The Island
When Britain voted to leave the EU back in 2016, photographer Robert Darch felt an all-encompassing heaviness and sadness, uncertain what the future will bring and concerned about the freedom we lost. Rather than trying to rationalise the decision and to make sense of it, he started taking pictures to visualise his emotions. The Island is now available as a self-published photobook.
Photography Robert Darch
The Island is a new book published by British artist-photographer Robert Darch. Originally conceived as a response to Brexit, the poetic black and white photographs convey the heaviness that he felt and reflect Robert’s anxieties and fears about a decision that will affect younger generations for years to come. The Island draws on formative memories and past emotions to realise a sense of place that reflects the times we are living in.
The Island has an overriding sense of melancholy emphasised by the bleak monochrome imagery and cold winter light, shifting from dark corners, intimate portraits, misty landscapes and isolated figures. There is an unreality, a dreamlike quality and a horror that is prophetic of events to come in The Island.

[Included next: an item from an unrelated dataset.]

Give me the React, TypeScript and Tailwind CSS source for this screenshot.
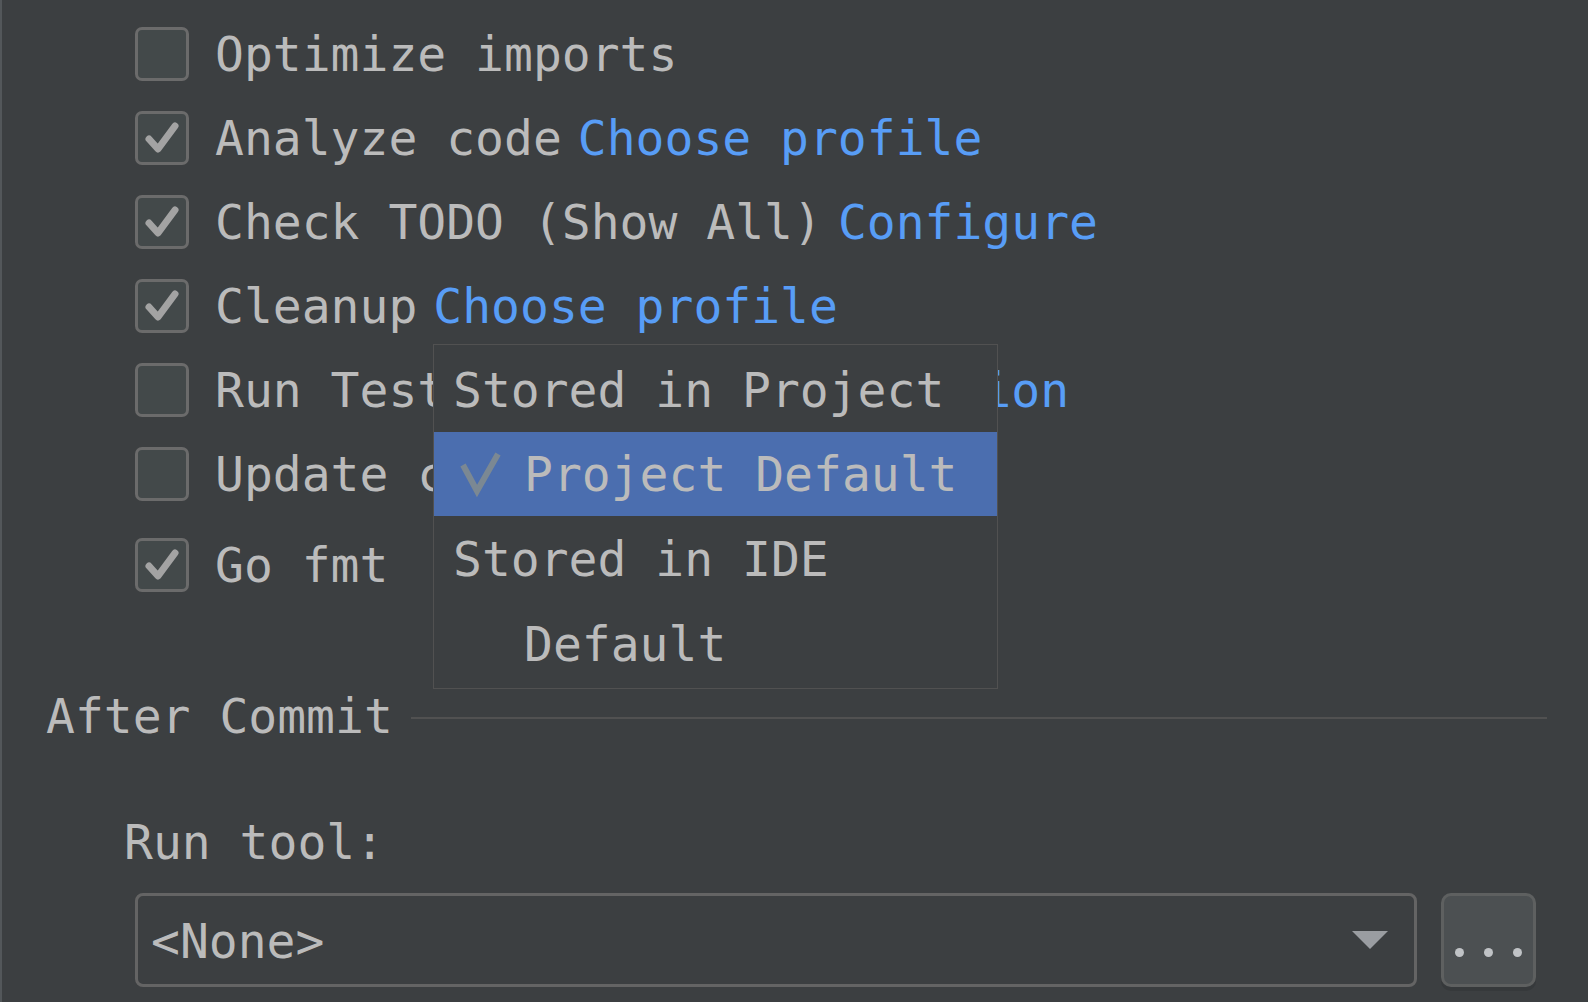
import React from "react";

const font = "font-['DejaVu_Sans_Mono','Liberation_Mono',monospace]";

type Row = { label: string; checked: boolean; link?: string };

const rows: Row[] = [
  { label: "Optimize imports", checked: false },
  { label: "Analyze code", checked: true, link: "Choose profile" },
  { label: "Check TODO (Show All)", checked: true, link: "Configure" },
  { label: "Cleanup", checked: true, link: "Choose profile" },
  { label: "Run Tests", checked: false, link: "Choose configuration" },
  { label: "Update copyright", checked: false },
];

function Checkbox({ checked }: { checked: boolean }) {
  return (
    <div className="w-[54px] h-[54px] shrink-0 rounded-[7px] border-[3px] border-[#6b6b6b] bg-[#43494a]">
      {checked && (
        <svg width="48" height="48" viewBox="0 0 48 48">
          <path
            d="M11 25 L20 35 L37 12"
            fill="none"
            stroke="#a3a3a3"
            strokeWidth="7"
            strokeLinecap="round"
            strokeLinejoin="round"
          />
        </svg>
      )}
    </div>
  );
}

function CheckRow({ row }: { row: Row }) {
  return (
    <div className="h-[84px] flex items-center">
      <Checkbox checked={row.checked} />
      <span className="ml-[26px] whitespace-pre text-[#bbbbbb]">{row.label}</span>
      {row.link && <span className="ml-[16px] whitespace-pre text-[#589df6]">{row.link}</span>}
    </div>
  );
}

function PopupMenu() {
  return (
    <div className="absolute left-[431px] top-[344px] w-[565px] h-[345px] border border-[#515151] bg-[#3c3f41] py-[2px] text-[#bbbbbb]">
      <div className="h-[85px] flex items-center pl-[19px] whitespace-pre">Stored in Project</div>
      <div className="h-[84px] flex items-center bg-[#4b6eaf] whitespace-pre">
        <svg width="90" height="84" viewBox="0 0 90 84" className="shrink-0">
          <path d="M29 33 L43 59 L64 22" fill="none" stroke="#7b8893" strokeWidth="6" />
        </svg>
        <span>Project Default</span>
      </div>
      <div className="h-[86px] flex items-center pl-[19px] whitespace-pre">Stored in IDE</div>
      <div className="h-[84px] flex items-center pl-[90px] whitespace-pre">Default</div>
    </div>
  );
}

export default function App() {
  return (
    <div
      className={`${font} relative w-[1588px] h-[1002px] overflow-hidden bg-[#3c3f41] border-l-2 border-[#53575a] text-[48px] leading-none`}
    >
      <div className="pl-[133px] pt-[12px]">
        {rows.map((r) => (
          <CheckRow key={r.label} row={r} />
        ))}
        <div className="mt-[7px]">
          <CheckRow row={{ label: "Go fmt", checked: true }} />
        </div>
      </div>

      <div className="mt-[85px] ml-[44px] mr-[41px] h-[48px] flex items-center">
        <span className="whitespace-pre text-[#bbbbbb]">After Commit</span>
        <div className="ml-[18px] mt-[4px] flex-1 h-[2px] bg-[#515151]" />
      </div>

      <div className="mt-[78px] ml-[122px] h-[48px] flex items-center text-[#bbbbbb] whitespace-pre">
        Run tool:
      </div>

      <div className="mt-[27px] ml-[133px] flex items-stretch gap-[24px]">
        <div className="w-[1282px] h-[94px] rounded-[8px] border-[3px] border-[#646464] bg-[#3c3f41] flex items-center pl-[13px] pr-[26px]">
          <span className="flex-1 text-[#bbbbbb] whitespace-pre pt-[2px]">&lt;None&gt;</span>
          <svg width="36" height="20" viewBox="0 0 36 20">
            <path d="M0 1 L36 1 L18 19 Z" fill="#9a9da1" />
          </svg>
        </div>
        <div className="w-[95px] h-[94px] rounded-[10px] border-[3px] border-[#5e6060] bg-[#4c5052] shadow-[0_4px_0_#36393b] flex items-center justify-center gap-[20px] pt-[24px]">
          <span className="w-[9px] h-[9px] rounded-full bg-[#c0c3c6]" />
          <span className="w-[9px] h-[9px] rounded-full bg-[#c0c3c6]" />
          <span className="w-[9px] h-[9px] rounded-full bg-[#c0c3c6]" />
        </div>
      </div>

      <PopupMenu />
    </div>
  );
}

“How can photography negotiate a world where reality has become odder than fiction? Darch’s latest series, The Island, provides an answer. Landscapes and portraits together capture a country racked with tension. They are shot in black-and-white, and suffused with an almost palpable melancholy. The sea, emblematic of Britain’s decision to detach itself from its neighbours, is a persistent and forbidding presence.”
British Journal of Photography
About Robert
Robert Darch is a British artist-photographer based in the South West of England. He has published and exhibited widely and his photographs reside in public and private collections.
He holds an MFA with distinction in Photographic Arts and a MA with distinction in Photography & the Book from Plymouth University. He also has a BA with honours in Documentary Photography from Newport, Wales and is an associate lecturer in photography at Plymouth University.